An Emirates Boeing 777 flight from India with 300 people on board crash landed at Dubai's main airport Wednesday. There were no fatalities and all the passengers were safely evacuated before the plane was engulfed in a fireball.

Handout via REUTERS TV
A still picture taken from an amateur video shows the moment an explosion occurs on an Emirates Airline airplane, on the tarmac of Dubai airport, the UAE August 3, 2016.

An Emirates Airline flight from India with 300 people on board crash landed at Dubai's main airport Wednesday, sending black smoke billowing into the air and halting all traffic at the Middle East's busiest airport. There were no fatalities and all the passengers were safely evacuated before the plane was engulfed in a fireball.

Dubai-based Emirates said the accident happened around 12:45 p.m. local time as Flight EK521 was arriving from the southern Indian city of Thiruvananthapuram.

It confirmed that "all passengers and crew are accounted for and safe," but gave no details of what went wrong.

The Boeing 777 was carrying 282 passengers and 18 crew members from 20 different countries, according to the airline. Those onboard included 226 Indians, 24 Britons, 11 Emiratis, and six each from the United States and Saudi Arabia.

The Dubai government's official media office separately said that all passengers were "evacuated safely and no injuries have been reported so far."

It said authorities were "dealing with the incident at the moment to ensure safety of all" and that all departures from the airport had been halted until further notice.

Emirates predicted there would be an eight-hour delay in operations across its network.

"Our main priority at this time is the safety and wellbeing of all involved and full co-operation is being extended to the authorities and emergency services managing the situation," the carrier said.

Video posted online showed black smoke billowing from what looked like an Emirates jetliner lying on its belly on the runway.

Firefighters soon managed to bring the fire under control, with Associated Press journalists at the airport reporting that the charred fuselage of the plane appeared to no longer be burning. The top of the aircraft was scorched brown from near the cockpit back to its tail. Several yellow fire trucks surrounded the plane.

In Dubai International Airport's Terminal 3, the home of Emirates, the typically bustling arrivals hall was hushed. Flat-screen televisions showed all incoming Emirates delayed or rescheduled.
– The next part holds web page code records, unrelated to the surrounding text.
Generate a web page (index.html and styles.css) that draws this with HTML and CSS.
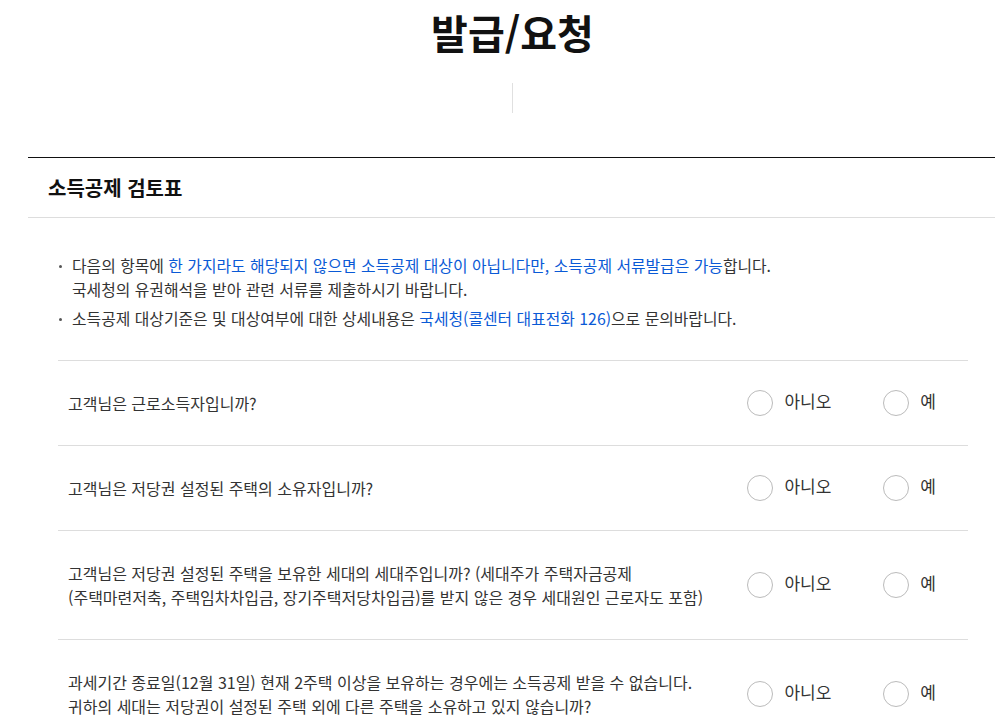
FILE: index.html
```html
<!DOCTYPE html>
<html lang="ko">
<head>
<meta charset="utf-8">
<title>발급/요청</title>
<link rel="stylesheet" href="styles.css">
</head>
<body>
<div class="page">
  <h1 class="title">발급/요청</h1>
  <div class="tabs"><span class="tab-divider"></span></div>
  <section class="section">
    <h2 class="section-head">소득공제 검토표</h2>
    <div class="body">
      <ul class="notice">
        <li><span class="dot"></span><span class="txt">다음의 항목에 <em>한 가지라도 해당되지 않으면 소득공제 대상이 아닙니다만, 소득공제 서류발급은 가능</em>합니다.<br>국세청의 유권해석을 받아 관련 서류를 제출하시기 바랍니다.</span></li>
        <li><span class="dot"></span><span class="txt">소득공제 대상기준은 및 대상여부에 대한 상세내용은 <em>국세청(콜센터 대표전화 126)</em>으로 문의바랍니다.</span></li>
      </ul>
      <div class="rows">
        <div class="row">
          <p class="q">고객님은 근로소득자입니까?</p>
          <div class="opts">
            <label class="opt"><span class="radio"></span><span class="lbl">아니오</span></label>
            <label class="opt"><span class="radio"></span><span class="lbl">예</span></label>
          </div>
        </div>
        <div class="row">
          <p class="q">고객님은 저당권 설정된 주택의 소유자입니까?</p>
          <div class="opts">
            <label class="opt"><span class="radio"></span><span class="lbl">아니오</span></label>
            <label class="opt"><span class="radio"></span><span class="lbl">예</span></label>
          </div>
        </div>
        <div class="row">
          <p class="q">고객님은 저당권 설정된 주택을 보유한 세대의 세대주입니까? (세대주가 주택자금공제<br>(주택마련저축, 주택임차차입금, 장기주택저당차입금)를 받지 않은 경우 세대원인 근로자도 포함)</p>
          <div class="opts">
            <label class="opt"><span class="radio"></span><span class="lbl">아니오</span></label>
            <label class="opt"><span class="radio"></span><span class="lbl">예</span></label>
          </div>
        </div>
        <div class="row">
          <p class="q">과세기간 종료일(12월 31일) 현재 2주택 이상을 보유하는 경우에는 소득공제 받을 수 없습니다.<br>귀하의 세대는 저당권이 설정된 주택 외에 다른 주택을 소유하고 있지 않습니까?</p>
          <div class="opts">
            <label class="opt"><span class="radio"></span><span class="lbl">아니오</span></label>
            <label class="opt"><span class="radio"></span><span class="lbl">예</span></label>
          </div>
        </div>
      </div>
    </div>
  </section>
</div>
</body>
</html>
```
FILE: styles.css
```css
html, body {
  margin: 0;
  padding: 0;
  overflow: hidden;
  background: #fff;
}
body {
  font-family: "Noto Sans CJK KR", "Noto Sans", sans-serif;
  color: #333;
}
.page {
  margin-left: 28px;
  width: 969px;
}
.title {
  margin: 0;
  padding-top: 9px;
  font-size: 40px;
  line-height: 46px;
  font-weight: 700;
  color: #111;
  text-align: center;
}
.tabs {
  margin-top: 28px;
  margin-bottom: 44px;
  height: 30px;
  display: flex;
  justify-content: center;
}
.tab-divider {
  width: 1px;
  height: 30px;
  background: #e0e0e0;
}
.section {
  border-top: 1px solid #111;
}
.section-head {
  margin: 0;
  padding: 0 20px;
  height: 59px;
  line-height: 59px;
  font-size: 20px;
  font-weight: 700;
  color: #111;
  border-bottom: 1px solid #ddd;
}
.body {
  padding: 0 29px 0 30px;
}
.notice {
  list-style: none;
  margin: 0;
  padding: 36px 0 29px 0;
  font-size: 15.85px;
  line-height: 24px;
  color: #333;
}
.notice li {
  display: flex;
  align-items: flex-start;
}
.notice li + li {
  margin-top: 5px;
}
.dot {
  flex: none;
  width: 3px;
  height: 3px;
  margin: 11px 10px 0 1px;
  border-radius: 50%;
  background: #555;
}
.notice em {
  font-style: normal;
  color: #0a5ad6;
}
.row {
  display: flex;
  align-items: center;
  border-top: 1px solid #ddd;
  padding: 30px 32px 30px 10px;
}
.q {
  flex: 1;
  margin: 0;
  font-size: 16px;
  line-height: 24px;
  color: #333;
}
.opts {
  display: flex;
  align-items: center;
  height: 24px;
}
.opt {
  display: flex;
  align-items: center;
  height: 24px;
}
.opt + .opt {
  margin-left: 52px;
}
.radio {
  flex: none;
  width: 24px;
  height: 24px;
  border: 1px solid #bbb;
  border-radius: 50%;
  margin-top: -1px;
}
.lbl {
  margin-left: 11px;
  font-size: 17px;
  line-height: 24px;
  color: #333;
  margin-top: -4px;
}
```
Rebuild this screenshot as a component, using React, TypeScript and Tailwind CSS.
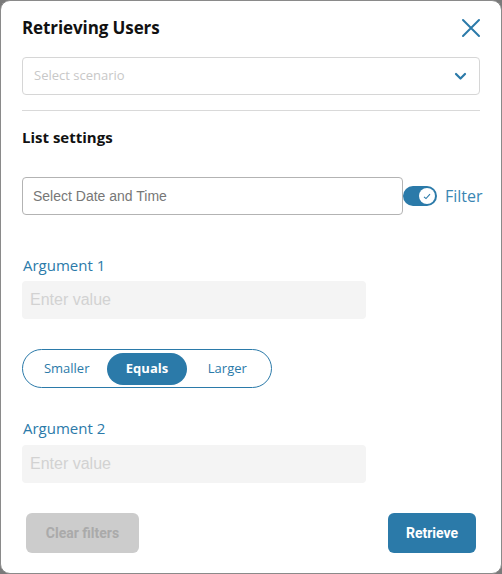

Dubai resident Girisankal Gangadhakan said his wife called him after the plane landed to tell him that she and their three children onboard had been involved in an accident but were safe.

"I was shocked when I heard about that," he said.

The Boeing 777 departed Thiruvananthapuram at 10:19 a.m. and was scheduled to land at 12:50 p.m. local time, according to Emirates.

Thiruvananthapuram is the capital of the southwestern Indian state of Kerala. Many blue-collar migrant workers employed in the United Arab Emirates and other Gulf nations come from Kerala, which is a popular beachside tourist destination.

T.P. Seetharam, India's ambassador to the UAE, said Indian diplomats had been dispatched to the airport and had met directly with many passengers.

"Many of them are in shock after such an event, and there may be minor bruises," he said in a telephone interview from Abu Dhabi.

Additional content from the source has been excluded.